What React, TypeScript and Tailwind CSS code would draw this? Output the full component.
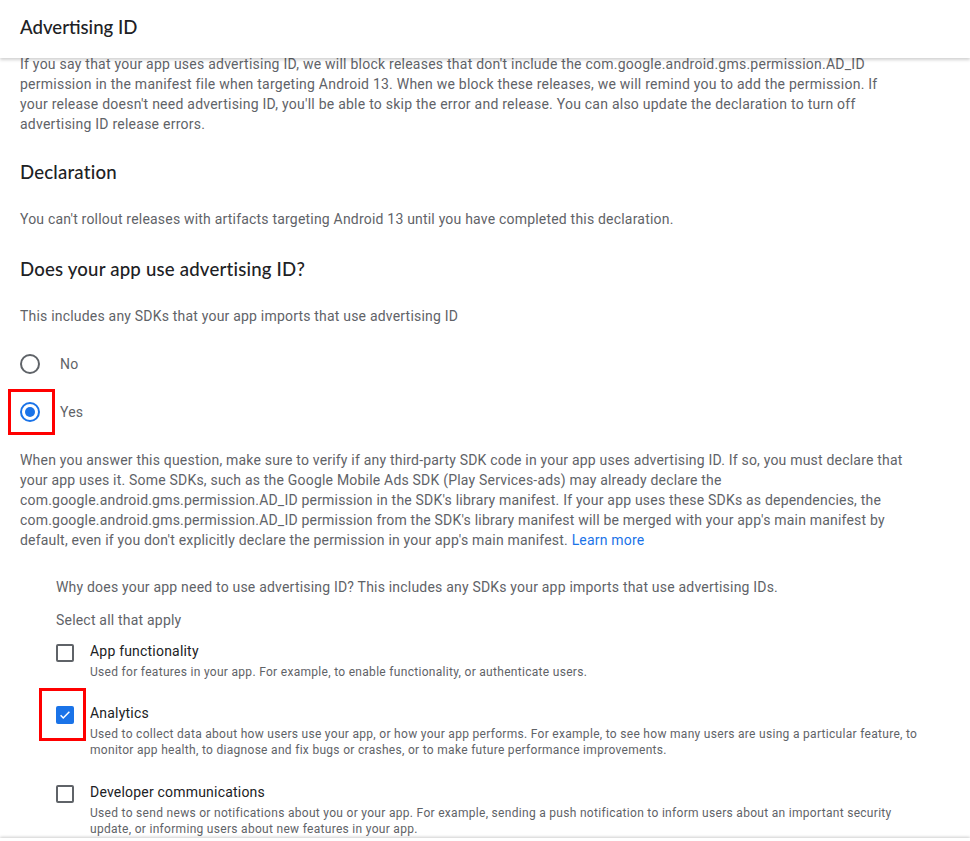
import React from "react";

const body = { fontFamily: "Roboto, 'Liberation Sans', sans-serif" } as React.CSSProperties;

function Radio({ checked }: { checked?: boolean }) {
  return (
    <span
      className={
        "flex h-[20px] w-[20px] shrink-0 items-center justify-center rounded-full border-2 " +
        (checked ? "border-[#1a73e8]" : "border-[#5f6368]")
      }
    >
      {checked && <span className="h-[10px] w-[10px] rounded-full bg-[#1a73e8]" />}
    </span>
  );
}

function Checkbox({ checked }: { checked?: boolean }) {
  return checked ? (
    <span className="flex h-[18px] w-[18px] items-center justify-center rounded-[2px] bg-[#1a73e8]">
      <svg width="14" height="14" viewBox="0 0 24 24">
        <path d="M4.5 12.5l4.5 4.5L19.5 6.5" fill="none" stroke="#fff" strokeWidth="2.6" />
      </svg>
    </span>
  ) : (
    <span className="block h-[18px] w-[18px] rounded-[2px] border-2 border-[#5f6368]" />
  );
}

function Item({
  label,
  desc,
  checked,
  highlight,
  mt,
}: {
  label: string;
  desc: string;
  checked?: boolean;
  highlight?: boolean;
  mt: string;
}) {
  return (
    <div className={"flex " + mt}>
      <div className="relative mt-[3px] w-[34px] shrink-0">
        <Checkbox checked={checked} />
        {highlight && (
          <span className="absolute left-[-17px] top-[-18px] h-[53px] w-[47px] border-[3px] border-[#ff0000]" />
        )}
      </div>
      <div className="flex-1">
        <div className="text-[14px] leading-[20px] tracking-[0.2px] text-[#202124]">{label}</div>
        <div className="mt-[3px] text-[12px] leading-[16px] tracking-[0.3px] text-[#5f6368]">{desc}</div>
      </div>
    </div>
  );
}

export default function App() {
  const heading = "text-[18.6px] leading-[24px] font-medium text-[#202124] font-['Lato','Open_Sans',sans-serif]";
  return (
    <div className="flex h-[841px] w-[970px] flex-col overflow-hidden bg-white" style={body}>
      <div className="relative z-10 h-[58px] shrink-0 bg-white pl-[20px] pt-[15px] shadow-[0_2px_3px_rgba(0,0,0,0.18)]">
        <h1 className={heading}>Advertising ID</h1>
      </div>
      <div className="-mt-[4px] min-h-0 flex-1 overflow-hidden pl-[20px]">
        <div className="w-[884px] text-[14px] leading-[20px] tracking-[0.2px] text-[#5f6368]">
          <p className="tracking-[0.24px]">
            If you say that your app uses advertising ID, we will block releases that don't include the
            com.google.android.gms.permission.AD_ID permission in the manifest file when targeting Android 13. When we
            block these releases, we will remind you to add the permission. If your release doesn't need advertising
            ID, you'll be able to skip the error and release. You can also update the declaration to turn off
            advertising ID release errors.
          </p>
          <h2 className={heading + " mt-[26px]"}>Declaration</h2>
          <p className="mt-[25px]">
            You can't rollout releases with artifacts targeting Android 13 until you have completed this declaration.
          </p>
          <h2 className={heading + " mt-[28px]"}>Does your app use advertising ID?</h2>
          <p className="mt-[25px]">This includes any SDKs that your app imports that use advertising ID</p>
          <div className="mt-[14px]">
            <div className="flex h-[48px] items-center">
              <div className="w-[40px]">
                <Radio />
              </div>
              <span>No</span>
            </div>
            <div className="flex h-[48px] items-center">
              <div className="relative w-[40px]">
                <Radio checked />
                <span className="absolute left-[-12px] top-[-13px] h-[46px] w-[47px] border-[3px] border-[#ff0000]" />
              </div>
              <span>Yes</span>
            </div>
          </div>
          <p className="mt-[14px]">
            When you answer this question, make sure to verify if any third-party SDK code in your app uses advertising
            ID. If so, you must declare that your app uses it. Some SDKs, such as the Google Mobile Ads SDK (Play
            Services-ads) may already declare the com.google.android.gms.permission.AD_ID permission in the SDK's
            library manifest. If your app uses these SDKs as dependencies, the
            com.google.android.gms.permission.AD_ID permission from the SDK's library manifest will be merged with
            your app's main manifest by default, even if you don't explicitly declare the permission in your app's
            main manifest. <span className="text-[#1a73e8]">Learn more</span>
          </p>
        </div>
        <div className="ml-[36px] w-[874px] text-[14px] leading-[20px] tracking-[0.2px] text-[#5f6368]">
          <p className="mt-[27px]">
            Why does your app need to use advertising ID? This includes any SDKs your app imports that use advertising
            IDs.
          </p>
          <p className="mt-[13px]">Select all that apply</p>
          <Item
            mt="mt-[11px]"
            label="App functionality"
            desc="Used for features in your app. For example, to enable functionality, or authenticate users."
          />
          <Item
            mt="mt-[23px]"
            checked
            highlight
            label="Analytics"
            desc="Used to collect data about how users use your app, or how your app performs. For example, to see how many users are using a particular feature, to monitor app health, to diagnose and fix bugs or crashes, or to make future performance improvements."
          />
          <Item
            mt="mt-[24px]"
            label="Developer communications"
            desc="Used to send news or notifications about you or your app. For example, sending a push notification to inform users about an important security update, or informing users about new features in your app."
          />
        </div>
      </div>
      <div className="relative z-10 h-[3px] shrink-0 bg-white shadow-[0_-1px_3px_rgba(0,0,0,0.2)]" />
    </div>
  );
}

Aim of the task
Reply with nothing except the number of lines in the listing above that include "React".

Answer
3